Given task: For the data below, report only the number of lines containing the string "this".

Listing:
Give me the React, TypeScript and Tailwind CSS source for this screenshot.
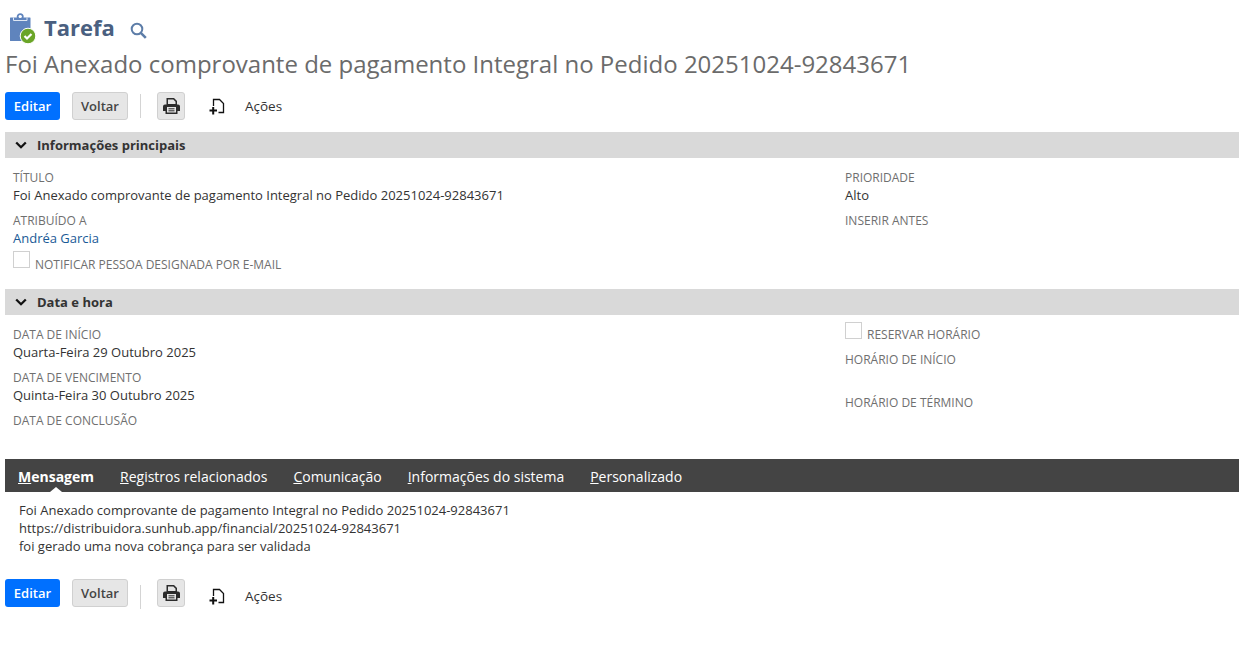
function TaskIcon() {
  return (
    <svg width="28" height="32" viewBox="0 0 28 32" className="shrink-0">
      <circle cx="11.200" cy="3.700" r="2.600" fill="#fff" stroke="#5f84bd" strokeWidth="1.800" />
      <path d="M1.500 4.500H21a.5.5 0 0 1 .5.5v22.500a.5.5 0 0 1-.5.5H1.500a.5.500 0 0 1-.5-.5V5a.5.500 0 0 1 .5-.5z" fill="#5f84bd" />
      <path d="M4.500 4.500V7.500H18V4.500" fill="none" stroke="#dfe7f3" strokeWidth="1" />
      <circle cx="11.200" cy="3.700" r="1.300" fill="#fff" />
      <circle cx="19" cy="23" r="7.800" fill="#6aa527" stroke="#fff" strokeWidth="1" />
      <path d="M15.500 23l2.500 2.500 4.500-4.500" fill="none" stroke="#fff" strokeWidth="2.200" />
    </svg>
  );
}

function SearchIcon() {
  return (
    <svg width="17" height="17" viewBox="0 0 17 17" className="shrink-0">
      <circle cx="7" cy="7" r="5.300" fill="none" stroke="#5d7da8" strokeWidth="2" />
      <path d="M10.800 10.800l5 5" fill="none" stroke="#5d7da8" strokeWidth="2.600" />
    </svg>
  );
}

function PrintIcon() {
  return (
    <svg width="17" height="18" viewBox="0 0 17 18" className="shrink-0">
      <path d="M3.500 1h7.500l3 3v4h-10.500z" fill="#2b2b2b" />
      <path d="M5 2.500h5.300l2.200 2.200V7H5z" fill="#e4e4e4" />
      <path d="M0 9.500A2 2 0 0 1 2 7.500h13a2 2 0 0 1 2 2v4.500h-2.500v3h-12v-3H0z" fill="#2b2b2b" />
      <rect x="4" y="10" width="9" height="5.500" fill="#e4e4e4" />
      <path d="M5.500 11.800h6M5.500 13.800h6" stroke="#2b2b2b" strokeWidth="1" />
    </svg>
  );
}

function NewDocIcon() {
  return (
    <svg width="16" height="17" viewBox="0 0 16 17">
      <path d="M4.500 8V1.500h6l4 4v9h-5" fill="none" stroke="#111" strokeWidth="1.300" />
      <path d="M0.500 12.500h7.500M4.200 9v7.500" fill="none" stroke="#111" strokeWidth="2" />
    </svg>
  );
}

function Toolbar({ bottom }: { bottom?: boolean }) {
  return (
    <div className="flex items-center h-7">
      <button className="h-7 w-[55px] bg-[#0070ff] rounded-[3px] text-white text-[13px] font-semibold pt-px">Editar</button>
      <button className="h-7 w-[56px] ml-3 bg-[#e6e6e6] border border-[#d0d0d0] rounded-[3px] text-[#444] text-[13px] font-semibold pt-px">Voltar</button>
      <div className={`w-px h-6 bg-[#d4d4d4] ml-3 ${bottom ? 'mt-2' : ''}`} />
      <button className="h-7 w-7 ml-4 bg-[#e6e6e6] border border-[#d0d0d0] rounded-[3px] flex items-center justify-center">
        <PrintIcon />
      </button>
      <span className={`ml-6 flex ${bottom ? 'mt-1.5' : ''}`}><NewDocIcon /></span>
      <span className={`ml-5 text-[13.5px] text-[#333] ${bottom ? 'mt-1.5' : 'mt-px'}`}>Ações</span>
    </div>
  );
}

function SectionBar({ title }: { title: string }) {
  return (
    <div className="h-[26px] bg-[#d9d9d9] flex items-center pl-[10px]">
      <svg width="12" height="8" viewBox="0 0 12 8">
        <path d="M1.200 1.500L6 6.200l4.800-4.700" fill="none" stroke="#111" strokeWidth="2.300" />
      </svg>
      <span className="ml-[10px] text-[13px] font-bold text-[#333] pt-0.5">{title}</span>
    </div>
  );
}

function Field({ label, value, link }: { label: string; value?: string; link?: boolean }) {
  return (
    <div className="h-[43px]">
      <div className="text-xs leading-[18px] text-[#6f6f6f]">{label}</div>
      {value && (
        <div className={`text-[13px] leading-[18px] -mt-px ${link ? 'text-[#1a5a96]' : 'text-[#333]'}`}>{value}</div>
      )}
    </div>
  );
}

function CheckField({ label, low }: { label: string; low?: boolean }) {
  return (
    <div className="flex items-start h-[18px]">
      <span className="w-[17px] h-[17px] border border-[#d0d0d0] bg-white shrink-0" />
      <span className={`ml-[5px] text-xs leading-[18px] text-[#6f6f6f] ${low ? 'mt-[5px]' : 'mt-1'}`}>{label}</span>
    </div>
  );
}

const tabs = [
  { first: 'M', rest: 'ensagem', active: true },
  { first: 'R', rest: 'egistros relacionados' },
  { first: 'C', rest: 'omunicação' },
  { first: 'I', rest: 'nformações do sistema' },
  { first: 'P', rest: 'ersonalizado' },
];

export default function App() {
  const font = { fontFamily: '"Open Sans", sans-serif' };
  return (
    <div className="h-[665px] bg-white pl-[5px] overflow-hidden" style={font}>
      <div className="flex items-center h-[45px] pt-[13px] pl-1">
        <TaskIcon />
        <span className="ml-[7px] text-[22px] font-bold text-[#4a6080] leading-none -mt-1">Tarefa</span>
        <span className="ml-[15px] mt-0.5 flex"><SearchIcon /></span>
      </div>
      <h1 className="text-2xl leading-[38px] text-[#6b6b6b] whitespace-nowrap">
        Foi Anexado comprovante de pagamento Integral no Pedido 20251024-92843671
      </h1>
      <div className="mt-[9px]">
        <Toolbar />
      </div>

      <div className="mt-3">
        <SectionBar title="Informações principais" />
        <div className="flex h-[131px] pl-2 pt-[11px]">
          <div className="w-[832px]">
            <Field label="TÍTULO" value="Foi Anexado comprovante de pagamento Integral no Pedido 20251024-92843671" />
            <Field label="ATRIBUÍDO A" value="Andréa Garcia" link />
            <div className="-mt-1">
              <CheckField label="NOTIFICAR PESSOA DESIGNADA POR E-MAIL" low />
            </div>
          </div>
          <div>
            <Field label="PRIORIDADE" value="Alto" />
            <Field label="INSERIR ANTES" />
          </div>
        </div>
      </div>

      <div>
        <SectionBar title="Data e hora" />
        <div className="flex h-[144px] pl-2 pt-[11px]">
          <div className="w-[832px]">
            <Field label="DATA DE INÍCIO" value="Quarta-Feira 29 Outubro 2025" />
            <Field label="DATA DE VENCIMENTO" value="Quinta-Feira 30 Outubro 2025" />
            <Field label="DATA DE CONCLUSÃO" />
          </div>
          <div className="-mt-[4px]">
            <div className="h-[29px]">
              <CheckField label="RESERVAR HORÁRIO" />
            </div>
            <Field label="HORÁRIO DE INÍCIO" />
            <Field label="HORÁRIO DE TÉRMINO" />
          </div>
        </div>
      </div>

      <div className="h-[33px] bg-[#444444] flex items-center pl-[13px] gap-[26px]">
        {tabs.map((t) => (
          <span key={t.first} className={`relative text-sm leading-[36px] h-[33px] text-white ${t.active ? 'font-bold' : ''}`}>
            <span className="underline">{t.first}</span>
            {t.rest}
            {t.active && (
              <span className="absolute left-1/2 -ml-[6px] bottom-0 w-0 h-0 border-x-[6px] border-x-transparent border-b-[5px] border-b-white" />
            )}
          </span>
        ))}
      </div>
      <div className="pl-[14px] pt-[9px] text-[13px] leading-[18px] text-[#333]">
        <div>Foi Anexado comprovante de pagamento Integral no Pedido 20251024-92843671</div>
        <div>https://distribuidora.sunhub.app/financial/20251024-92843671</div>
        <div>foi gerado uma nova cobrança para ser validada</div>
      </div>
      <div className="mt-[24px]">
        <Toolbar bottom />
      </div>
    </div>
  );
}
==
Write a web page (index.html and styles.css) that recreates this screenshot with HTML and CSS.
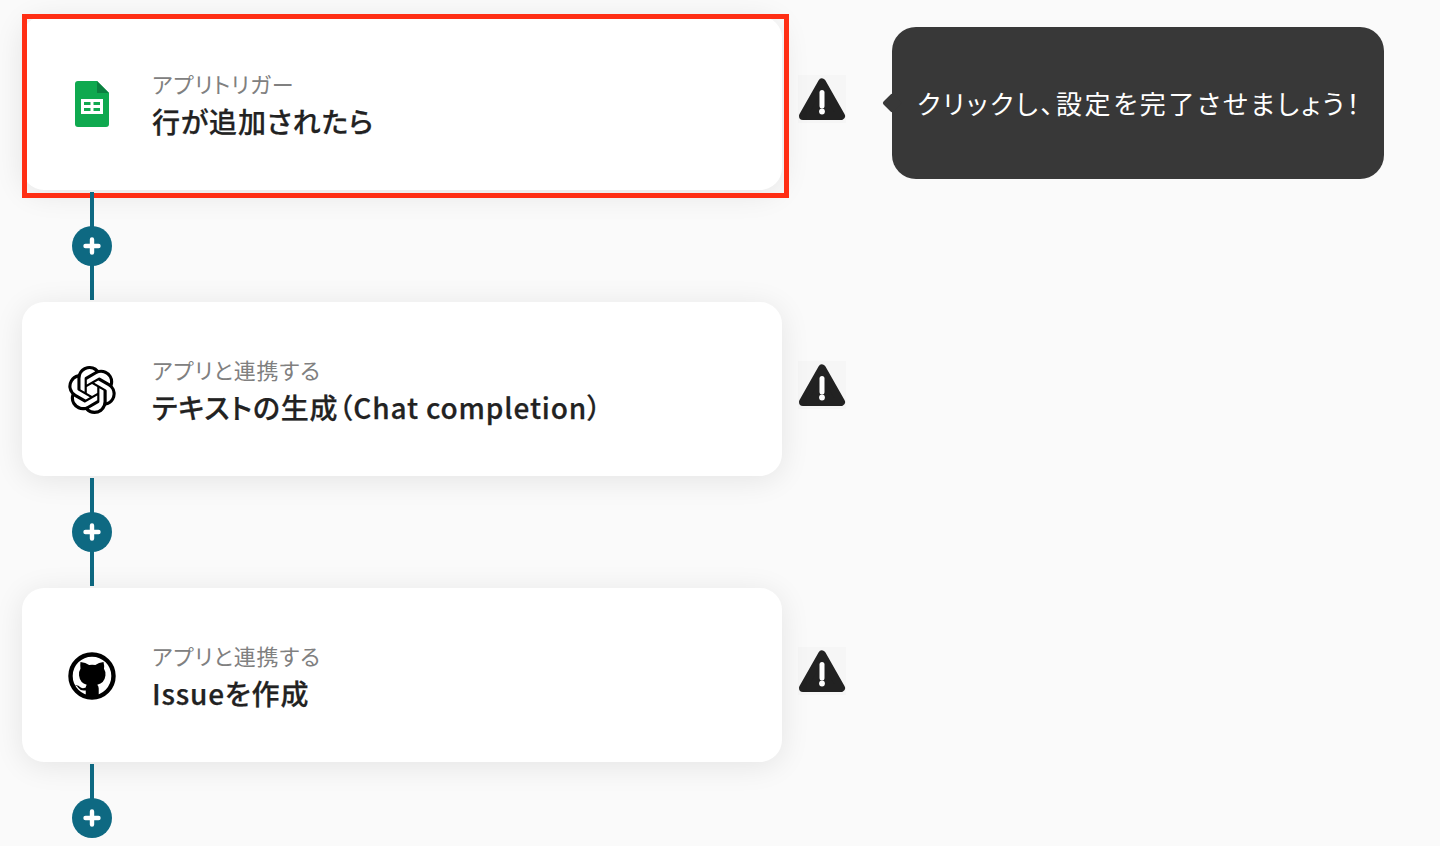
---
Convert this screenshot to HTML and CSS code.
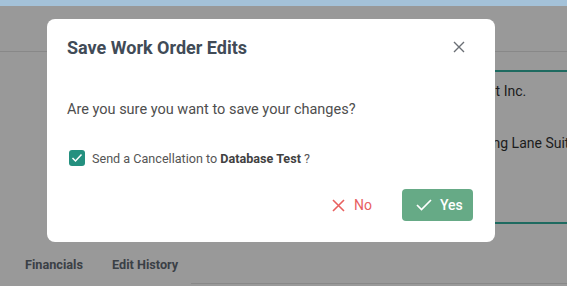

Exercise answer: 3